WHAT IS NEEDED: Reproduce the material word for word; the images stay out.

DATASET EXTRACT:

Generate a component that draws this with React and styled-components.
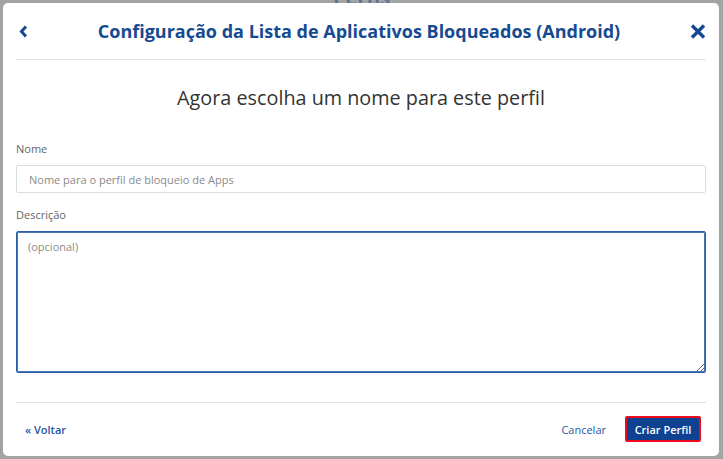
import React from "react";
import styled, { createGlobalStyle } from "styled-components";

const Global = createGlobalStyle`
  html, body { margin: 0; padding: 0; }
  body {
    background: #a3a3a3;
    font-family: "Open Sans", "Liberation Sans", sans-serif;
    width: 723px;
    height: 459px;
    overflow: hidden;
  }
`;

const Backdrop = styled.div`
  position: relative;
  width: 723px;
  height: 459px;
  box-sizing: border-box;
  padding: 3px 4px 3px 3px;
`;

const BehindTitle = styled.div`
  position: absolute;
  top: -12px;
  left: 0;
  right: 0;
  text-align: center;
  font-size: 20px;
  line-height: 20px;
  font-weight: 700;
  color: #5f7597;
`;

const Modal = styled.div`
  position: relative;
  width: 716px;
  height: 453px;
  box-sizing: border-box;
  background: #fff;
  border-radius: 5px;
  padding: 0 13px;
  display: flex;
  flex-direction: column;
`;

const Header = styled.div`
  height: 56px;
  border-bottom: 1px solid #e3e3e3;
  display: flex;
  align-items: center;
  justify-content: space-between;
`;

const IconButton = styled.button`
  background: none;
  border: none;
  padding: 0;
  margin: ${(p) => p.$margin || "0"};
  display: flex;
  align-items: center;
  cursor: pointer;
  color: #144a93;
`;

const Title = styled.h1`
  margin: 0;
  font-size: 18px;
  font-weight: 700;
  color: #164a91;
  letter-spacing: 0;
`;

const Subtitle = styled.h2`
  margin: 24px 0 0;
  text-align: center;
  font-size: 19.8px;
  line-height: 28px;
  font-weight: 400;
  color: #333;
`;

const Label = styled.label`
  display: block;
  margin-top: ${(p) => p.$top}px;
  font-size: 11px;
  line-height: 16px;
  color: #666;
`;

const Input = styled.input`
  display: block;
  box-sizing: border-box;
  margin-top: 8px;
  width: 100%;
  height: 28px;
  border: 1px solid #d9dde3;
  border-radius: 2px;
  padding: 0 12px;
  font-family: inherit;
  font-size: 11px;
  color: #333;
  outline: none;
  &::placeholder { color: #8a8a8a; }
`;

const TextArea = styled.textarea`
  display: block;
  box-sizing: border-box;
  margin-top: 8px;
  width: 100%;
  height: 142px;
  border: 1px solid #2b5ea9;
  box-shadow: 0 0 0 1px #4a76b8 inset;
  border-radius: 2px;
  padding: 7px 11px;
  font-family: inherit;
  font-size: 11px;
  color: #333;
  outline: none;
  resize: vertical;
  &::placeholder { color: #8a8a8a; }
`;

const Footer = styled.div`
  margin-top: 29px;
  border-top: 1px solid #e0e0e6;
  height: 52px;
  display: flex;
  align-items: center;
  justify-content: space-between;
  padding: 0 5px 0 9px;
`;

const LinkButton = styled.button`
  background: none;
  border: none;
  padding: 0;
  font-family: inherit;
  font-size: 11px;
  font-weight: ${(p) => (p.$bold ? 600 : 400)};
  color: #1f56a5;
  cursor: pointer;
`;

const Actions = styled.div`
  display: flex;
  align-items: center;
  gap: 19px;
`;

const PrimaryButton = styled.button`
  box-sizing: border-box;
  height: 26px;
  width: 76px;
  background: #0e4190;
  border: 2px solid #ee0a1e;
  border-radius: 2px;
  color: #fff;
  font-family: inherit;
  font-size: 11px;
  font-weight: 600;
  cursor: pointer;
  padding: 0;
`;

export default function App() {
  return (
    <>
      <Global />
      <Backdrop>
        <BehindTitle>Perfis</BehindTitle>
        <Modal>
          <Header>
            <IconButton $margin="0 0 0 3px" aria-label="Voltar">
              <svg width="9" height="13" viewBox="0 0 9 13">
                <polyline points="7,1.5 2.5,6.5 7,11.5" fill="none" stroke="currentColor" strokeWidth="3" strokeLinejoin="miter" />
              </svg>
            </IconButton>
            <Title>Configuração da Lista de Aplicativos Bloqueados (Android)</Title>
            <IconButton aria-label="Fechar">
              <svg width="16" height="15" viewBox="0 0 16 15">
                <path d="M2 1.5 L14 13.5 M14 1.5 L2 13.5" stroke="currentColor" strokeWidth="3.4" strokeLinecap="butt" />
              </svg>
            </IconButton>
          </Header>
          <Subtitle>Agora escolha um nome para este perfil</Subtitle>
          <Label $top={29}>Nome</Label>
          <Input placeholder="Nome para o perfil de bloqueio de Apps" />
          <Label $top={14}>Descrição</Label>
          <TextArea placeholder="(opcional)" />
          <Footer>
            <LinkButton $bold>« Voltar</LinkButton>
            <Actions>
              <LinkButton>Cancelar</LinkButton>
              <PrimaryButton>Criar Perfil</PrimaryButton>
            </Actions>
          </Footer>
        </Modal>
      </Backdrop>
    </>
  );
}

FULL OUTPUT:
Generate a component that draws this with React and styled-components.
import React from "react";
import styled, { createGlobalStyle } from "styled-components";

const Global = createGlobalStyle`
  html, body { margin: 0; padding: 0; }
  body {
    background: #a3a3a3;
    font-family: "Open Sans", "Liberation Sans", sans-serif;
    width: 723px;
    height: 459px;
    overflow: hidden;
  }
`;

const Backdrop = styled.div`
  position: relative;
  width: 723px;
  height: 459px;
  box-sizing: border-box;
  padding: 3px 4px 3px 3px;
`;

const BehindTitle = styled.div`
  position: absolute;
  top: -12px;
  left: 0;
  right: 0;
  text-align: center;
  font-size: 20px;
  line-height: 20px;
  font-weight: 700;
  color: #5f7597;
`;

const Modal = styled.div`
  position: relative;
  width: 716px;
  height: 453px;
  box-sizing: border-box;
  background: #fff;
  border-radius: 5px;
  padding: 0 13px;
  display: flex;
  flex-direction: column;
`;

const Header = styled.div`
  height: 56px;
  border-bottom: 1px solid #e3e3e3;
  display: flex;
  align-items: center;
  justify-content: space-between;
`;

const IconButton = styled.button`
  background: none;
  border: none;
  padding: 0;
  margin: ${(p) => p.$margin || "0"};
  display: flex;
  align-items: center;
  cursor: pointer;
  color: #144a93;
`;

const Title = styled.h1`
  margin: 0;
  font-size: 18px;
  font-weight: 700;
  color: #164a91;
  letter-spacing: 0;
`;

const Subtitle = styled.h2`
  margin: 24px 0 0;
  text-align: center;
  font-size: 19.8px;
  line-height: 28px;
  font-weight: 400;
  color: #333;
`;

const Label = styled.label`
  display: block;
  margin-top: ${(p) => p.$top}px;
  font-size: 11px;
  line-height: 16px;
  color: #666;
`;

const Input = styled.input`
  display: block;
  box-sizing: border-box;
  margin-top: 8px;
  width: 100%;
  height: 28px;
  border: 1px solid #d9dde3;
  border-radius: 2px;
  padding: 0 12px;
  font-family: inherit;
  font-size: 11px;
  color: #333;
  outline: none;
  &::placeholder { color: #8a8a8a; }
`;

const TextArea = styled.textarea`
  display: block;
  box-sizing: border-box;
  margin-top: 8px;
  width: 100%;
  height: 142px;
  border: 1px solid #2b5ea9;
  box-shadow: 0 0 0 1px #4a76b8 inset;
  border-radius: 2px;
  padding: 7px 11px;
  font-family: inherit;
  font-size: 11px;
  color: #333;
  outline: none;
  resize: vertical;
  &::placeholder { color: #8a8a8a; }
`;

const Footer = styled.div`
  margin-top: 29px;
  border-top: 1px solid #e0e0e6;
  height: 52px;
  display: flex;
  align-items: center;
  justify-content: space-between;
  padding: 0 5px 0 9px;
`;

const LinkButton = styled.button`
  background: none;
  border: none;
  padding: 0;
  font-family: inherit;
  font-size: 11px;
  font-weight: ${(p) => (p.$bold ? 600 : 400)};
  color: #1f56a5;
  cursor: pointer;
`;

const Actions = styled.div`
  display: flex;
  align-items: center;
  gap: 19px;
`;

const PrimaryButton = styled.button`
  box-sizing: border-box;
  height: 26px;
  width: 76px;
  background: #0e4190;
  border: 2px solid #ee0a1e;
  border-radius: 2px;
  color: #fff;
  font-family: inherit;
  font-size: 11px;
  font-weight: 600;
  cursor: pointer;
  padding: 0;
`;

export default function App() {
  return (
    <>
      <Global />
      <Backdrop>
        <BehindTitle>Perfis</BehindTitle>
        <Modal>
          <Header>
            <IconButton $margin="0 0 0 3px" aria-label="Voltar">
              <svg width="9" height="13" viewBox="0 0 9 13">
                <polyline points="7,1.5 2.5,6.5 7,11.5" fill="none" stroke="currentColor" strokeWidth="3" strokeLinejoin="miter" />
              </svg>
            </IconButton>
            <Title>Configuração da Lista de Aplicativos Bloqueados (Android)</Title>
            <IconButton aria-label="Fechar">
              <svg width="16" height="15" viewBox="0 0 16 15">
                <path d="M2 1.5 L14 13.5 M14 1.5 L2 13.5" stroke="currentColor" strokeWidth="3.4" strokeLinecap="butt" />
              </svg>
            </IconButton>
          </Header>
          <Subtitle>Agora escolha um nome para este perfil</Subtitle>
          <Label $top={29}>Nome</Label>
          <Input placeholder="Nome para o perfil de bloqueio de Apps" />
          <Label $top={14}>Descrição</Label>
          <TextArea placeholder="(opcional)" />
          <Footer>
            <LinkButton $bold>« Voltar</LinkButton>
            <Actions>
              <LinkButton>Cancelar</LinkButton>
              <PrimaryButton>Criar Perfil</PrimaryButton>
            </Actions>
          </Footer>
        </Modal>
      </Backdrop>
    </>
  );
}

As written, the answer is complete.